The District Court did not err in holding that Renteria failed both prongs of the Johnson § 1443 test. We AFFIRM.
III. THE MOTION FOR STAY OF EXECUTION IS DENIED.
We "may not grant an injunction to stay proceedings in a State court except as expressly authorized by Act of Congress, or where necessary in aid of its jurisdiction, or to protect or effectuate its judgments." 28 U.S.C. § 2283. Notices of removal do not stay state court proceedings, 28 U.S.C. § 1455(b)(3), and requests for stays are "not available as a matter of right, and equity must be sensitive to the State's strong interest in enforcing its criminal judgments without undue interference from the federal courts." Hill v. McDonough, 547 U.S. 573, 583-84 (2006) (citing Nelson v. Campbell, 541 U.S. 637, 649-50 (2004)).
We consider the following when presented with a request for stay of execution:
(1) whether the stay applicant has made a strong showing that he is likely to succeed on the merits; (2) whether the applicant will be irreparably injured absent a stay; (3) whether issuance of the stay will substantially injure the other parties interested in the proceeding; and (4) where the public interest lies.Nken v. Holder, 556 U.S. 418, 434 (2009) (quoting Hilton v. Braunskill, 481 U.S. 770, 776 (1987)). In a capital case, the movant is not always required to show a probability of success on the merits, but "'he must present a substantial case on the merits when a serious legal question is involved and show that the balance of the equities [i.e., the other three factors] weighs heavily in favor of granting a stay.'" White v. Collins, 959 F.2d 1319, 1322 (5th Cir. 1992) (alteration in original) (quoting Celestine v.
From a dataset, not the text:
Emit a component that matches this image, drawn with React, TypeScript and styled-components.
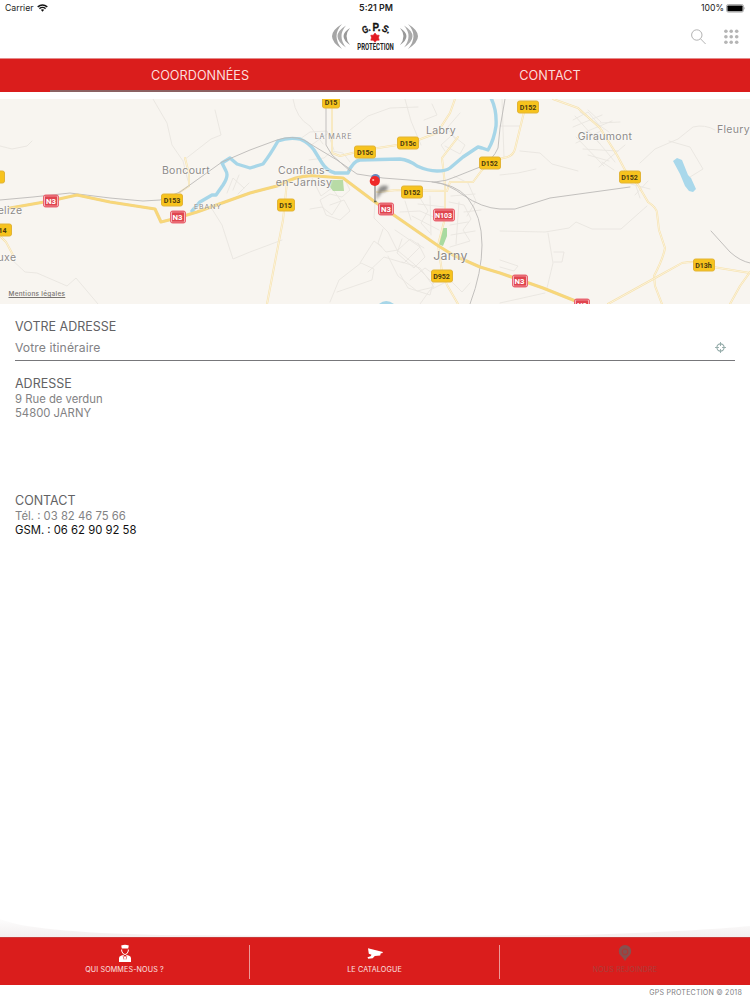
import React from 'react';
import styled, { createGlobalStyle } from 'styled-components';

const GlobalStyle = createGlobalStyle`
  * {
    box-sizing: border-box;
  }
  body {
    margin: 0;
    background: #fff;
    font-family: Inter, 'Liberation Sans', sans-serif;
    color: #5c5c5e;
  }
`;

const Page = styled.div`
  width: 750px;
  height: 1000px;
  display: flex;
  flex-direction: column;
  overflow: hidden;
`;

const StatusBar = styled.div`
  height: 16px;
  padding: 0 4px 0 5px;
  display: grid;
  grid-template-columns: 1fr auto 1fr;
  align-items: center;
  font-size: 8.7px;
  line-height: 16px;
  color: #222;
`;

const StatusSide = styled.div<{ $end?: boolean }>`
  display: flex;
  align-items: center;
  justify-content: ${({ $end }) => ($end ? 'flex-end' : 'flex-start')};
  gap: ${({ $end }) => ($end ? '2px' : '4px')};
`;

const Clock = styled.div`
  font-weight: 600;
  font-size: 8.9px;
  padding-left: 1px;
`;

const Header = styled.header`
  height: 43px;
  display: grid;
  grid-template-columns: 1fr 86px 1fr;
  border-bottom: 1px solid #e58a8a;
`;

const HeaderActions = styled.div`
  display: flex;
  justify-content: flex-end;
  gap: 17px;
  padding: 13px 10px 0 0;
`;

const Logo = styled.svg`
  grid-column: 2;
  display: block;
`;

const Tabs = styled.nav`
  height: 33px;
  flex: none;
  display: flex;
  padding: 0 50px;
  background: #da1d1c;
`;

const Tab = styled.div<{ $active?: boolean }>`
  width: 300px;
  padding-top: 2px;
  display: flex;
  align-items: center;
  justify-content: center;
  font-size: 12.7px;
  color: #fbdcdb;
  border-bottom: 2px solid ${({ $active }) => ($active ? '#8b6263' : '#da1d1c')};

  & + & {
    width: 400px;
    margin-right: -50px;
  }
`;

const MapView = styled.div`
  position: relative;
  flex: none;
  width: 750px;
  height: 205px;
  margin-top: 7px;
  overflow: hidden;
  background: #f8f5f0;

  > svg {
    display: block;
  }
`;

const Place = styled.span<{ $x: number; $y: number; $size?: number; $spacing?: number }>`
  position: absolute;
  left: ${({ $x }) => $x}px;
  top: ${({ $y }) => $y - 99}px;
  transform: translate(-50%, -50%);
  font-size: ${({ $size }) => $size || 10.5}px;
  letter-spacing: ${({ $spacing }) => $spacing ?? 0.35}px;
  line-height: 12px;
  text-align: center;
  white-space: pre;
  color: #8d8a87;
  text-shadow: 0 0 2px #fff, 0 0 2px #fff;
`;

const Shield = styled.span<{ $x: number; $y: number; $national?: boolean; $wide?: boolean }>`
  position: absolute;
  left: ${({ $x }) => $x}px;
  top: ${({ $y }) => $y - 99}px;
  transform: translate(-50%, -50%);
  width: ${({ $wide, $national }) => ($wide ? 22 : $national ? 16 : 18)}px;
  height: 13px;
  display: flex;
  align-items: center;
  justify-content: center;
  border-radius: 2.5px;
  border: 1px solid ${({ $national }) => ($national ? '#ea6672' : '#e2b437')};
  box-shadow: ${({ $national }) => ($national ? 'inset 0 0 0 0.8px #fbd0d3' : 'none')};
  background: ${({ $national }) => ($national ? '#e0454f' : '#f7c31d')};
  color: ${({ $national }) => ($national ? '#fff' : '#4a3a10')};
  font-family: Roboto, 'Liberation Sans', sans-serif;
  font-size: ${({ $national, $wide }) => ($national && !$wide ? 7.8 : 7.1)}px;
  letter-spacing: -0.1px;
  font-weight: 700;
`;

const Legal = styled.a`
  position: absolute;
  left: 8.5px;
  bottom: 5px;
  font-size: 6.4px;
  line-height: 10px;
  letter-spacing: 0.31px;
  font-weight: 500;
  color: #77736f;
  text-decoration: underline;
`;

const Content = styled.main`
  flex: 1;
  display: flex;
  flex-direction: column;
  padding: 15px 15px 0;
`;

const Title = styled.h2`
  margin: 0;
  font-size: 12.5px;
  line-height: 16px;
  font-weight: 400;
  color: #626264;
`;

const RouteField = styled.div`
  height: 26px;
  padding: 0 9px 1px 0;
  margin-bottom: 15px;
  display: flex;
  align-items: center;
  justify-content: space-between;
  border-bottom: 1px solid #77777a;
  font-size: 12.2px;
  letter-spacing: 0.08px;
  color: #828285;
`;

const Block = styled.section`
  height: 117px;
`;

const Line = styled.div<{ $dark?: boolean }>`
  font-size: 11.3px;
  line-height: 14px;
  color: ${({ $dark }) => ($dark ? '#111' : '#828284')};
`;

const Swoosh = styled.svg`
  display: block;
  flex: none;
`;

const BottomBar = styled.nav`
  flex: none;
  height: 48px;
  display: grid;
  grid-template-columns: 250px 250px 250px;
  align-items: center;
  background: #da1d1c;
  border-top: 1px solid #c93a3a;
`;

const BottomItem = styled.div<{ $muted?: boolean }>`
  height: 34px;
  display: flex;
  flex-direction: column;
  align-items: center;
  gap: 3px;
  font-size: 7.2px;
  line-height: 8px;
  letter-spacing: 0.12px;
  color: ${({ $muted }) => ($muted ? '#ab403d' : '#fbe3e2')};
  border-right: 1px solid #ed9997;

  &:last-child {
    border-right: none;
  }
  > svg {
    margin-top: -1px;
  }
`;

const Copyright = styled.footer`
  flex: none;
  height: 15px;
  padding-right: 8px;
  text-align: right;
  font-size: 7.1px;
  line-height: 16px;
  letter-spacing: 0.2px;
  color: #828284;
`;

const places = [
  { text: 'Boncourt', x: 186, y: 171 },
  { text: 'elize', x: 10, y: 211 },
  { text: 'uxe', x: 7, y: 257.5 },
  { text: 'EBANY', x: 208, y: 206.5, size: 6.8, spacing: 1 },
  { text: 'LA MARE', x: 333.5, y: 137, size: 7.2, spacing: 0.9 },
  { text: 'Conflans-\nen-Jarnisy', x: 304, y: 176.5 },
  { text: 'Labry', x: 441, y: 130.5 },
  { text: 'Jarny', x: 450.5, y: 256, size: 12.3 },
  { text: 'Giraumont', x: 605, y: 137 },
  { text: 'Fleury', x: 733.5, y: 130 },
];

const shields = [
  { text: 'D15', x: 331, y: 102 },
  { text: 'D15c', x: 365, y: 151.5, wide: true },
  { text: 'D15c', x: 408, y: 143, wide: true },
  { text: 'D152', x: 489.5, y: 163, wide: true },
  { text: 'D152', x: 412, y: 192, wide: true },
  { text: 'D15', x: 285.5, y: 204.5 },
  { text: 'D952', x: 441.5, y: 276, wide: true },
  { text: 'D152', x: 528, y: 106.5, wide: true },
  { text: 'D152', x: 629.5, y: 177, wide: true },
  { text: 'D13h', x: 703.5, y: 264.5, wide: true },
  { text: 'D153', x: 172, y: 199.5, wide: true },
  { text: '14', x: 2.5, y: 230 },
  { text: '3', x: -4, y: 177 },
  { text: 'N3', x: 51, y: 201, national: true },
  { text: 'N3', x: 177.5, y: 217, national: true },
  { text: 'N3', x: 386, y: 209, national: true },
  { text: 'N103', x: 443.5, y: 215, national: true, wide: true },
  { text: 'N3', x: 519.5, y: 281, national: true },
  { text: 'N3', x: 582, y: 304.5, national: true },
];

const nationalRoad =
  'M10 208L50 201L77 195L110 202L155 209L161 222L177 218L197 212L250 193L277 186Q300 174 316 176L343 178L375 202L437 245L453 255L480 267L500 273L543 288L573 300L584 305';

const river =
  'M192 211L200 202L212 195L216 195L223 185Q229 176 226 171L222 163L230 158L237 164L250 168L263 164Q270 155 278 141Q288 137 300 139Q309 143 314 150L322 163Q327 171 335 173L348 173Q353 161 360 160L400 159Q409 160 417 166Q428 171 437 171Q446 171 450 168L463 157L478 147L482 148L488 150Q494 140 496 126Q497 110 491 98';

const localRoads = [
  'M332 108L332 153L340 156L365 150L410 143L437 133L450 113L455 99',
  'M287 182L283 220L267 304',
  'M458 137L442 158L445 185L445 218L438 245L442 272L447 285L458 304',
  'M377 192L397 190L447 191L450 182L473 182L482 170L490 162L503 158Q513 157 515 149L524 112',
  'M553 99L578 108L600 128L617 155L625 170L638 185L648 202Q657 208 657 213L659 230L665 248Q663 259 654 276L655 286L662 304',
  'M608 304L655 278L682 263Q700 260 713 267L750 273',
  'M750 272L740 286L730 304',
  'M185 158L189 174L189 186L180 192',
  'M0 236L6 242L13 255',
];

const minorRoads = [
  'M153 99L167 123L172 145L183 161L188 181',
  'M215 110L221 135L211 139L184 160',
  'M0 146L12 149L27 146L32 141',
  'M10 258L25 272L37 273L67 286L76 278L98 304',
  'M212 209L222 225L233 259L250 252L282 240',
  'M293 99Q296 118 310 126L323 144',
  'M405 99L411 121L421 145',
  'M350 130L368 116L390 108L418 107',
  'M375 202L374 218L388 232L397 250L414 264L434 284',
  'M383 229L378 243L386 252L398 250L410 239L424 248',
  'M388 256L398 276L417 291L434 287L420 268L402 262',
  'M402 239L397 253L414 268L425 257L418 243',
  'M395 230L420 247L404 263L384 257L368 272',
  'M410 280L425 268L435 275L430 295L408 288L400 274',
  'M420 304L430 290L450 280L462 292L470 283',
  'M330 302L339 280L361 263L374 269L372 280L337 292',
  'M360 263L374 241L382 247',
  'M345 180L350 190L342 197L330 194L320 200L326 215L340 220L350 211L344 200L330 205',
  'M312 178L321 196L332 188L341 201L332 215L322 207L310 209',
  'M449 202L464 205L471 219L463 230L470 241L450 247',
  'M450 225L468 222M451 235L475 231M459 202L456 244M464 212L481 210',
  'M420 198L428 211L421 223L430 233M405 201L411 220M418 204L445 207',
  'M400 212L420 211L438 219M430 196L431 235M412 216L439 230',
  'M454 176L468 183L476 201L467 216M451 196L475 194',
  'M445 146L460 154L465 145L452 135L441 145L445 151',
  'M424 120L437 115L432 104M460 113L447 128L456 140',
  'M350 162L343 153L332 151L324 158L309 160',
  'M300 139L310 132L327 131L334 150M310 146L327 134',
  'M520 151L540 153L552 164L578 171',
  'M500 175L518 173L536 169',
  'M500 126L520 126M502 99L504 158',
  'M640 163L655 149L678 139L693 127Q705 124 715 130',
  'M669 141L690 147L703 169L690 177',
  'M500 231L545 232L569 228L576 222L592 229L621 229L647 206',
  'M548 233L553 263L547 288M554 252L564 252L562 262L554 262',
  'M500 260L518 266L514 271L500 267M500 303L545 293',
  'M573 120L588 112L600 126M573 127L602 115M578 135L612 121M576 143L603 130M583 149L618 151M588 155L609 161M599 167L625 145M602 162L614 170',
  'M575 116L600 144M580 112L609 132M588 110L601 122M576 137L604 166M591 133L615 162M600 123L620 122',
  'M635 195L648 181M631 184L650 189M636 186L640 198',
  'M227 193L233 178L244 188M233 190L239 175M238 194L249 183',
];

const railways = [
  'M0 200L33 197L70 193L110 198L143 201L160 200L180 192L222 162L250 150L277 140Q292 135 304 140L317 148L337 160L357 174L383 178L435 182Q447 181 455 177L480 167Q493 160 498 148L500 128L505 99',
  'M326 99L326 145L332 155L350 171',
  'M432 182Q455 184 467 197Q482 216 482 245Q482 272 470 304',
  'M435 182Q450 185 463 195Q482 208 500 209L515 209L550 198L630 187',
  'M711 231L730 252Q740 261 750 263',
];

const MapDrawing: React.FC = () => (
  <svg width="750" height="205" viewBox="0 99 750 205" fill="none" strokeLinejoin="round" strokeLinecap="round">
    <defs>
      <filter id="pinShadow" x="-50%" y="-50%" width="200%" height="200%">
        <feGaussianBlur stdDeviation="1.5" />
      </filter>
    </defs>
    {minorRoads.map(d => (
      <path key={d} d={d} stroke="#e9e5e0" strokeWidth="0.9" />
    ))}
    <path d="M331 180L343 180L344 191L333 191L330 187Z" fill="#b8dba6" />
    <path d="M442 228L447 228L447 236L443 246L438 244Z" fill="#a9daa0" />
    {localRoads.map(d => (
      <g key={d}>
        <path d={d} stroke="#f6e1ac" strokeWidth="2" />
        <path d={d} stroke="#fdf6e4" strokeWidth="0.8" />
      </g>
    ))}
    <path d={river} stroke="#a7d6e8" strokeWidth="3.4" />
    <path d="M673 161L677 158L682 160L688 175L691 178L696 189L693 192L689 191L685 186L680 174Z" fill="#a9d8eb" />
    <path d="M379 304Q386 298 394 304Z" fill="#a7d6e8" />
    {railways.map(d => (
      <path key={d} d={d} stroke="#bcbab8" strokeWidth="0.9" />
    ))}
    <path d={nationalRoad} stroke="#efd58a" strokeWidth="3.2" />
    <path d={nationalRoad} stroke="#f9d778" strokeWidth="2" />
  </svg>
);

const Pin = styled.svg`
  position: absolute;
  left: 366px;
  top: 73px;
`;

const Waves = () => (
  <g>
    <path d="M10 8Q-10 20 10 33Q-1 20 10 8Z" fill="#a5a5a5" />
    <path d="M14 9.5Q-3 20 14 31.5Q5 20 14 9.5Z" fill="#aaa" />
    <path d="M18 12Q5 20 18 29Q11 20 18 12Z" fill="#999" />
  </g>
);

const App: React.FC = () => {
  return (
    <>
      <GlobalStyle />
      <Page>
        <StatusBar>
          <StatusSide>
            <span>Carrier</span>
            <svg width="11" height="8" viewBox="0 0 11 8" fill="none" stroke="#111">
              <path d="M0.7 2.8Q5.5 -1 10.3 2.8" strokeWidth="1.5" />
              <path d="M2.4 4.6Q5.5 2.1 8.6 4.6" strokeWidth="1.4" />
              <path d="M3.8 5.7Q5.5 4.6 7.2 5.7L5.5 7.7Z" fill="#111" stroke="none" />
            </svg>
          </StatusSide>
          <Clock>5:21 PM</Clock>
          <StatusSide $end>
            <span>100%</span>
            <svg width="20" height="9" viewBox="0 0 20 9">
              <rect x="0.5" y="0.5" width="17" height="7.6" rx="1.8" fill="#fff" stroke="#999" strokeWidth="0.8" />
              <rect x="1.4" y="1.4" width="15.2" height="5.8" rx="0.8" fill="#000" />
              <path d="M18.4 2.8Q19.8 4.3 18.4 5.8Z" fill="#999" />
            </svg>
          </StatusSide>
        </StatusBar>

        <Header>
          <Logo width="86" height="42" viewBox="0 0 86 42">
            <Waves />
            <g transform="translate(86 0) scale(-1 1)">
              <Waves />
            </g>
            <g fontFamily="'Liberation Sans', sans-serif" fontWeight="700" fontStyle="italic" fontSize="10" fill="#111" stroke="#111" strokeWidth="0.3">
              <text transform="translate(32 18) rotate(-28)" textLength="8" lengthAdjust="spacingAndGlyphs">G.</text>
              <text x="40.5" y="14.5" fontSize="10" fontStyle="normal" textLength="8" lengthAdjust="spacingAndGlyphs">P.</text>
              <text transform="translate(49.5 15) rotate(20)" textLength="8" lengthAdjust="spacingAndGlyphs">S.</text>
            </g>
            <path d="M43 17L44.8 19.2L47.2 19.2L46.5 21.7L47.2 24.2L44.8 24.2L43 26.3L41.2 24.2L38.8 24.2L39.5 21.7L38.8 19.2L41.2 19.2Z" fill="#e31b23" stroke="#e31b23" strokeWidth="0.6" />
            <text x="25.3" y="34.3" textLength="36.5" lengthAdjust="spacingAndGlyphs" fontFamily="Roboto, sans-serif" fontWeight="700" fontSize="9" fill="#222">
              PROTECTION
            </text>
          </Logo>
          <HeaderActions>
            <svg width="16" height="16" viewBox="0 0 16 16" fill="none" stroke="#b3b3b3" strokeWidth="1">
              <circle cx="6.8" cy="6" r="5.2" />
              <path d="M10.5 9.8L15.6 15" />
            </svg>
            <svg width="17" height="16" viewBox="0 0 17 16" fill="#b5b5b5">
              {[2.9, 8.2, 13.7].map(cx => [2.3, 7.8, 13.2].map(cy => <circle key={`${cx}-${cy}`} cx={cx} cy={cy} r="1.8" />))}
            </svg>
          </HeaderActions>
        </Header>

        <Tabs>
          <Tab $active>COORDONNÉES</Tab>
          <Tab>CONTACT</Tab>
        </Tabs>

        <MapView>
          <MapDrawing />
          {places.map(place => (
            <Place key={place.text} $x={place.x} $y={place.y} $size={place.size} $spacing={place.spacing}>
              {place.text}
            </Place>
          ))}
          {shields.map(shield => (
            <Shield key={`${shield.text}-${shield.x}`} $x={shield.x} $y={shield.y} $national={shield.national} $wide={shield.wide}>
              {shield.text}
            </Shield>
          ))}
          <Pin width="26" height="34" viewBox="366 172 26 34">
            <path d="M376 200L378 190Q380 184 388 186Q388 192 382 192Z" fill="#555" opacity="0.65" filter="url(#pinShadow)" />
            <path d="M375 184V201" stroke="#999" strokeWidth="1.5" />
            <path d="M374 201.5H376.5" stroke="#626b43" strokeWidth="1.5" />
            <circle cx="375.5" cy="178.5" r="4.5" fill="#6687bd" />
            <circle cx="374.8" cy="181" r="5.1" fill="#ef2929" />
            <circle cx="373.2" cy="180" r="1.1" fill="#ffb5ad" />
          </Pin>
          <Legal>Mentions légales</Legal>
        </MapView>

        <Content>
          <Title>VOTRE ADRESSE</Title>
          <RouteField>
            <span>Votre itinéraire</span>
            <svg width="11" height="11" viewBox="0 0 11 11" fill="none" stroke="#93aaa8">
              <circle cx="5.5" cy="5.5" r="3.6" strokeWidth="1.1" />
              <path d="M5.5 0V4M5.5 7V11M0 5.5H4M7 5.5H11" strokeWidth="0.9" />
            </svg>
          </RouteField>
          <Block>
            <Title>ADRESSE</Title>
            <Line>9 Rue de verdun</Line>
            <Line>54800 JARNY</Line>
          </Block>
          <Block>
            <Title>CONTACT</Title>
            <Line>Tél. : 03 82 46 75 66</Line>
            <Line $dark>GSM. : 06 62 90 92 58</Line>
          </Block>
        </Content>

        <Swoosh width="750" height="22" viewBox="0 0 750 22">
          <defs>
            <linearGradient id="swooshFade" x1="0" y1="0" x2="0" y2="1">
              <stop offset="0" stopColor="#fdfdfd" />
              <stop offset="1" stopColor="#f3efef" />
            </linearGradient>
          </defs>
          <path d="M0 4Q30 17 160 20L375 21.5L580 20Q700 16 750 11V22H0Z" fill="url(#swooshFade)" />
        </Swoosh>
        <BottomBar>
          <BottomItem>
            <svg width="14" height="19" viewBox="0 0 14 19" fill="#fff">
              <path d="M3.2 1.5Q7 -0.2 10.8 1.5L10.2 4.6H3.8Z" />
              <path d="M3.7 5.5V7Q4.3 10 7 10.6Q9.7 10 10.3 7V5.5" fill="none" stroke="#fff" strokeWidth="1" />
              <path d="M1 18V14Q1 12 3.5 11.5L5.3 11L7 13L8.7 11L10.5 11.5Q13 12 13 14V18Z" />
              <path d="M5.2 12L6 15.5M8.8 12L8 15.5" stroke="#da1d1c" strokeWidth="0.6" />
            </svg>
            <span>QUI SOMMES-NOUS ?</span>
          </BottomItem>
          <BottomItem>
            <svg width="18" height="19" viewBox="0 0 18 19" fill="#fff">
              <path d="M2 4.2L17 7.9L16.2 9.2L14.8 9.3L14.2 11.4L8.8 12L6.7 14.2L2.2 14.7L1.5 13.2L4.6 12.2L5.5 10.7L2.8 9.8Z" />
            </svg>
            <span>LE CATALOGUE</span>
          </BottomItem>
          <BottomItem $muted>
            <svg width="14" height="19" viewBox="0 0 14 19">
              <path d="M7 17Q5.5 14 2.6 11.5A6.2 6.2 0 1 1 11.4 11.5Q8.5 14 7 17Z" fill="#87504f" />
              <circle cx="7" cy="7.8" r="2.8" fill="none" stroke="#a93a37" strokeWidth="1.2" />
            </svg>
            <span>NOUS REJOINDRE</span>
          </BottomItem>
        </BottomBar>
        <Copyright>GPS PROTECTION © 2018</Copyright>
      </Page>
    </>
  );
};

export default App;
Butler, 823 F.2d 74, 77 (5th Cir.1987)), cert. denied, 503 U.S. 1001 (1992); see also Ruiz v. Estelle, 666 F.2d 854, 856-57 (5th Cir. 1982).
We must also consider "the State's strong interest in proceeding with its judgment" and "attempt[s] at manipulation," as well as "the extent to which the inmate has delayed unnecessarily in bringing the claim." Nelson, 541 U.S. at 649-50. "[T]here is a strong presumption against the grant of a stay where a claim could have been brought at such a time as to allow consideration of the merits without requiring entry of a stay." Id. at 650.
Renteria's Motion does nothing but re-urge the arguments we evaluated (and found lacking) above. And there is little question that his removal request is dilatory-it has been over two decades since his conviction and sentencing, and half a decade since the DAO disclosed the witness statement that Renteria based his request to access its files on. One cannot help but conclude that the Motion was delayed unnecessarily, so much so that it constitutes an attempt at manipulation. Id. at 649-50. Finally, our review of the record confirms that neither the public interest nor balance of equities favor a stay. Id. We DENY Renteria's Motion.
IV. CONCLUSION
We AFFIRM the District Court and DENY Renteria's Motion for the reasons discussed above.
[*] This opinion is not designated for publication. See 5TH CIR. R. 47.5.